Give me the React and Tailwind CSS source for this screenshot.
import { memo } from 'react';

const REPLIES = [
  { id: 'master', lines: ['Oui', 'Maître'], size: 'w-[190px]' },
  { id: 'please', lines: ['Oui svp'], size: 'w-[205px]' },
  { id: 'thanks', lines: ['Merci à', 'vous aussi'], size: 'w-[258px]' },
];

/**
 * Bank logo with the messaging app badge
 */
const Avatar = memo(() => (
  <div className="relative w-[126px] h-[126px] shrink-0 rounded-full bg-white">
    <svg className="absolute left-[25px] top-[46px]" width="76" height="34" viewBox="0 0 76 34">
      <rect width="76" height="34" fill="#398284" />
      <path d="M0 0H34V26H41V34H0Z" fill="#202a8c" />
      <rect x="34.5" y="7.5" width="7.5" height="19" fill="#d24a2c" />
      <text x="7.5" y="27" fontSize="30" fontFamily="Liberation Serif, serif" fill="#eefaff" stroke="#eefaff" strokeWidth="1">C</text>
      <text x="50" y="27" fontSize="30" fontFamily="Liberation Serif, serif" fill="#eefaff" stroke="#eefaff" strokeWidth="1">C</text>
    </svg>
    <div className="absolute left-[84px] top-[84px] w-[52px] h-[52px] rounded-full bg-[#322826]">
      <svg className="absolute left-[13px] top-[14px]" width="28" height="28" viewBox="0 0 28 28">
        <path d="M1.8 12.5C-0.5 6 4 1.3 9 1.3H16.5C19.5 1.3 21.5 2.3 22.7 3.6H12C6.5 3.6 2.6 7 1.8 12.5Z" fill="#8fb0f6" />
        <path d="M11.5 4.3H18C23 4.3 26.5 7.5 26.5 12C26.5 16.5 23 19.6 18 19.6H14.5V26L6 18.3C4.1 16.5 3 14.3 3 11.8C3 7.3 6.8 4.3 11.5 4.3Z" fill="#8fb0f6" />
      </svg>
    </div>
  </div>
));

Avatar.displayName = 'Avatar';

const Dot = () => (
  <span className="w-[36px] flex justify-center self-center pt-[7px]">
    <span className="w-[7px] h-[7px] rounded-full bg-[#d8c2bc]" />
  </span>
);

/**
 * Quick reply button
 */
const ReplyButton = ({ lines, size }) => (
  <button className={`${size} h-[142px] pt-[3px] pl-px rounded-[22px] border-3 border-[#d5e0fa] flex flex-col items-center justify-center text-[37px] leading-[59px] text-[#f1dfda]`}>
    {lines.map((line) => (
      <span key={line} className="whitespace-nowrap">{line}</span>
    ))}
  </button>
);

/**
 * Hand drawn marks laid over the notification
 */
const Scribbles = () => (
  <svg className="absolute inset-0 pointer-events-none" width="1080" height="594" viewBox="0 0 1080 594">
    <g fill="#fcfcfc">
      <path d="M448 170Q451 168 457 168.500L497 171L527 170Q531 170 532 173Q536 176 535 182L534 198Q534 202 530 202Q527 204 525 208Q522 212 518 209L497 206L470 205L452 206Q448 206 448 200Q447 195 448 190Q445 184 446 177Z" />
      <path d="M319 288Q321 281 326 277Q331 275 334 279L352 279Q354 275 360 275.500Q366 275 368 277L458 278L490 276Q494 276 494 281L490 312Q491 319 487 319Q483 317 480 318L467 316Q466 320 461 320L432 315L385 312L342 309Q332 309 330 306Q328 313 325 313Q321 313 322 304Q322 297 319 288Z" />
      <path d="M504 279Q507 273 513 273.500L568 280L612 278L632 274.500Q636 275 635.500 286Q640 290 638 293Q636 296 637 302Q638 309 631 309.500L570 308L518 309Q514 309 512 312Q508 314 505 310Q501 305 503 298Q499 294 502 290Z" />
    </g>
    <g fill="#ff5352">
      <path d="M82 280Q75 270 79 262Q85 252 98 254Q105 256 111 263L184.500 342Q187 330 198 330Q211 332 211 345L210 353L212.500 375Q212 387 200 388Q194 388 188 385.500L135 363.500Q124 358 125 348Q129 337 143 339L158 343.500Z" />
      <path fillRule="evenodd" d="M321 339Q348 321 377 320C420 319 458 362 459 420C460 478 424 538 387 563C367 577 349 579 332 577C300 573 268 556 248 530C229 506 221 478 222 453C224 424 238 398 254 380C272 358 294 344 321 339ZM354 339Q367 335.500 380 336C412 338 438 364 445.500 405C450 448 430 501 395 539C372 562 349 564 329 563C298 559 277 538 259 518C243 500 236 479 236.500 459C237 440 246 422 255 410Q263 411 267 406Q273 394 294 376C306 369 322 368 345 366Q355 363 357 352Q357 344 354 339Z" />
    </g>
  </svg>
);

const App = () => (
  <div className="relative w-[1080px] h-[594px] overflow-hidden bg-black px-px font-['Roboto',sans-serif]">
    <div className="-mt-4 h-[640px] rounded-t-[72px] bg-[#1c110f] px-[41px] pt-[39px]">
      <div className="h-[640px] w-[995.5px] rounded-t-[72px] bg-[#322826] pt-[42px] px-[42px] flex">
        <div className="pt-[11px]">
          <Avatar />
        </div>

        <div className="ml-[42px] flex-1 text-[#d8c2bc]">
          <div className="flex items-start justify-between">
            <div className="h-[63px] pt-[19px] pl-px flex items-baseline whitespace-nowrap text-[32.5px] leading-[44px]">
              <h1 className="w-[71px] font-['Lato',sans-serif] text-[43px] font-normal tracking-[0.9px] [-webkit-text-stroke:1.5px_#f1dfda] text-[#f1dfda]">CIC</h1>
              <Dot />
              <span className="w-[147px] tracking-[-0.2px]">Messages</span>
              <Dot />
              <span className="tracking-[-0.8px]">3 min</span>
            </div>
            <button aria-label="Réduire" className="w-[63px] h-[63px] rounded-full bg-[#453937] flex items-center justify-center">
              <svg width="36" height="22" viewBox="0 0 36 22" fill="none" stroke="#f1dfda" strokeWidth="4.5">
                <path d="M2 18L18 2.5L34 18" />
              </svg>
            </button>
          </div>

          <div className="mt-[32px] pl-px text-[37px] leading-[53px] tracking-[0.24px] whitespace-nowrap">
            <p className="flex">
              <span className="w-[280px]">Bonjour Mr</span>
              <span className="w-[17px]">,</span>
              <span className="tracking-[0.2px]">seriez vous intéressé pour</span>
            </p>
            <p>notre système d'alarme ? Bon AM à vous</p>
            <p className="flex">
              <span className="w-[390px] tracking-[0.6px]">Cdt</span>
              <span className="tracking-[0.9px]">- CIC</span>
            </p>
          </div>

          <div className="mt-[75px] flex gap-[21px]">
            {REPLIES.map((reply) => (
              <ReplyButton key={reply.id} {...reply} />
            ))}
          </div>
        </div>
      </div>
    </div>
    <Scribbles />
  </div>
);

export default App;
☆ ☆ ☆ ☆
(THE PROBLEM):
Write the material out exactly, with nothing left out.

(COMPLETED EXERCISE):
Give me the React and Tailwind CSS source for this screenshot.
import { memo } from 'react';

const REPLIES = [
  { id: 'master', lines: ['Oui', 'Maître'], size: 'w-[190px]' },
  { id: 'please', lines: ['Oui svp'], size: 'w-[205px]' },
  { id: 'thanks', lines: ['Merci à', 'vous aussi'], size: 'w-[258px]' },
];

/**
 * Bank logo with the messaging app badge
 */
const Avatar = memo(() => (
  <div className="relative w-[126px] h-[126px] shrink-0 rounded-full bg-white">
    <svg className="absolute left-[25px] top-[46px]" width="76" height="34" viewBox="0 0 76 34">
      <rect width="76" height="34" fill="#398284" />
      <path d="M0 0H34V26H41V34H0Z" fill="#202a8c" />
      <rect x="34.5" y="7.5" width="7.5" height="19" fill="#d24a2c" />
      <text x="7.5" y="27" fontSize="30" fontFamily="Liberation Serif, serif" fill="#eefaff" stroke="#eefaff" strokeWidth="1">C</text>
      <text x="50" y="27" fontSize="30" fontFamily="Liberation Serif, serif" fill="#eefaff" stroke="#eefaff" strokeWidth="1">C</text>
    </svg>
    <div className="absolute left-[84px] top-[84px] w-[52px] h-[52px] rounded-full bg-[#322826]">
      <svg className="absolute left-[13px] top-[14px]" width="28" height="28" viewBox="0 0 28 28">
        <path d="M1.8 12.5C-0.5 6 4 1.3 9 1.3H16.5C19.5 1.3 21.5 2.3 22.7 3.6H12C6.5 3.6 2.6 7 1.8 12.5Z" fill="#8fb0f6" />
        <path d="M11.5 4.3H18C23 4.3 26.5 7.5 26.5 12C26.5 16.5 23 19.6 18 19.6H14.5V26L6 18.3C4.1 16.5 3 14.3 3 11.8C3 7.3 6.8 4.3 11.5 4.3Z" fill="#8fb0f6" />
      </svg>
    </div>
  </div>
));

Avatar.displayName = 'Avatar';

const Dot = () => (
  <span className="w-[36px] flex justify-center self-center pt-[7px]">
    <span className="w-[7px] h-[7px] rounded-full bg-[#d8c2bc]" />
  </span>
);

/**
 * Quick reply button
 */
const ReplyButton = ({ lines, size }) => (
  <button className={`${size} h-[142px] pt-[3px] pl-px rounded-[22px] border-3 border-[#d5e0fa] flex flex-col items-center justify-center text-[37px] leading-[59px] text-[#f1dfda]`}>
    {lines.map((line) => (
      <span key={line} className="whitespace-nowrap">{line}</span>
    ))}
  </button>
);

/**
 * Hand drawn marks laid over the notification
 */
const Scribbles = () => (
  <svg className="absolute inset-0 pointer-events-none" width="1080" height="594" viewBox="0 0 1080 594">
    <g fill="#fcfcfc">
      <path d="M448 170Q451 168 457 168.500L497 171L527 170Q531 170 532 173Q536 176 535 182L534 198Q534 202 530 202Q527 204 525 208Q522 212 518 209L497 206L470 205L452 206Q448 206 448 200Q447 195 448 190Q445 184 446 177Z" />
      <path d="M319 288Q321 281 326 277Q331 275 334 279L352 279Q354 275 360 275.500Q366 275 368 277L458 278L490 276Q494 276 494 281L490 312Q491 319 487 319Q483 317 480 318L467 316Q466 320 461 320L432 315L385 312L342 309Q332 309 330 306Q328 313 325 313Q321 313 322 304Q322 297 319 288Z" />
      <path d="M504 279Q507 273 513 273.500L568 280L612 278L632 274.500Q636 275 635.500 286Q640 290 638 293Q636 296 637 302Q638 309 631 309.500L570 308L518 309Q514 309 512 312Q508 314 505 310Q501 305 503 298Q499 294 502 290Z" />
    </g>
    <g fill="#ff5352">
      <path d="M82 280Q75 270 79 262Q85 252 98 254Q105 256 111 263L184.500 342Q187 330 198 330Q211 332 211 345L210 353L212.500 375Q212 387 200 388Q194 388 188 385.500L135 363.500Q124 358 125 348Q129 337 143 339L158 343.500Z" />
      <path fillRule="evenodd" d="M321 339Q348 321 377 320C420 319 458 362 459 420C460 478 424 538 387 563C367 577 349 579 332 577C300 573 268 556 248 530C229 506 221 478 222 453C224 424 238 398 254 380C272 358 294 344 321 339ZM354 339Q367 335.500 380 336C412 338 438 364 445.500 405C450 448 430 501 395 539C372 562 349 564 329 563C298 559 277 538 259 518C243 500 236 479 236.500 459C237 440 246 422 255 410Q263 411 267 406Q273 394 294 376C306 369 322 368 345 366Q355 363 357 352Q357 344 354 339Z" />
    </g>
  </svg>
);

const App = () => (
  <div className="relative w-[1080px] h-[594px] overflow-hidden bg-black px-px font-['Roboto',sans-serif]">
    <div className="-mt-4 h-[640px] rounded-t-[72px] bg-[#1c110f] px-[41px] pt-[39px]">
      <div className="h-[640px] w-[995.5px] rounded-t-[72px] bg-[#322826] pt-[42px] px-[42px] flex">
        <div className="pt-[11px]">
          <Avatar />
        </div>

        <div className="ml-[42px] flex-1 text-[#d8c2bc]">
          <div className="flex items-start justify-between">
            <div className="h-[63px] pt-[19px] pl-px flex items-baseline whitespace-nowrap text-[32.5px] leading-[44px]">
              <h1 className="w-[71px] font-['Lato',sans-serif] text-[43px] font-normal tracking-[0.9px] [-webkit-text-stroke:1.5px_#f1dfda] text-[#f1dfda]">CIC</h1>
              <Dot />
              <span className="w-[147px] tracking-[-0.2px]">Messages</span>
              <Dot />
              <span className="tracking-[-0.8px]">3 min</span>
            </div>
            <button aria-label="Réduire" className="w-[63px] h-[63px] rounded-full bg-[#453937] flex items-center justify-center">
              <svg width="36" height="22" viewBox="0 0 36 22" fill="none" stroke="#f1dfda" strokeWidth="4.5">
                <path d="M2 18L18 2.5L34 18" />
              </svg>
            </button>
          </div>

          <div className="mt-[32px] pl-px text-[37px] leading-[53px] tracking-[0.24px] whitespace-nowrap">
            <p className="flex">
              <span className="w-[280px]">Bonjour Mr</span>
              <span className="w-[17px]">,</span>
              <span className="tracking-[0.2px]">seriez vous intéressé pour</span>
            </p>
            <p>notre système d'alarme ? Bon AM à vous</p>
            <p className="flex">
              <span className="w-[390px] tracking-[0.6px]">Cdt</span>
              <span className="tracking-[0.9px]">- CIC</span>
            </p>
          </div>

          <div className="mt-[75px] flex gap-[21px]">
            {REPLIES.map((reply) => (
              <ReplyButton key={reply.id} {...reply} />
            ))}
          </div>
        </div>
      </div>
    </div>
    <Scribbles />
  </div>
);

export default App;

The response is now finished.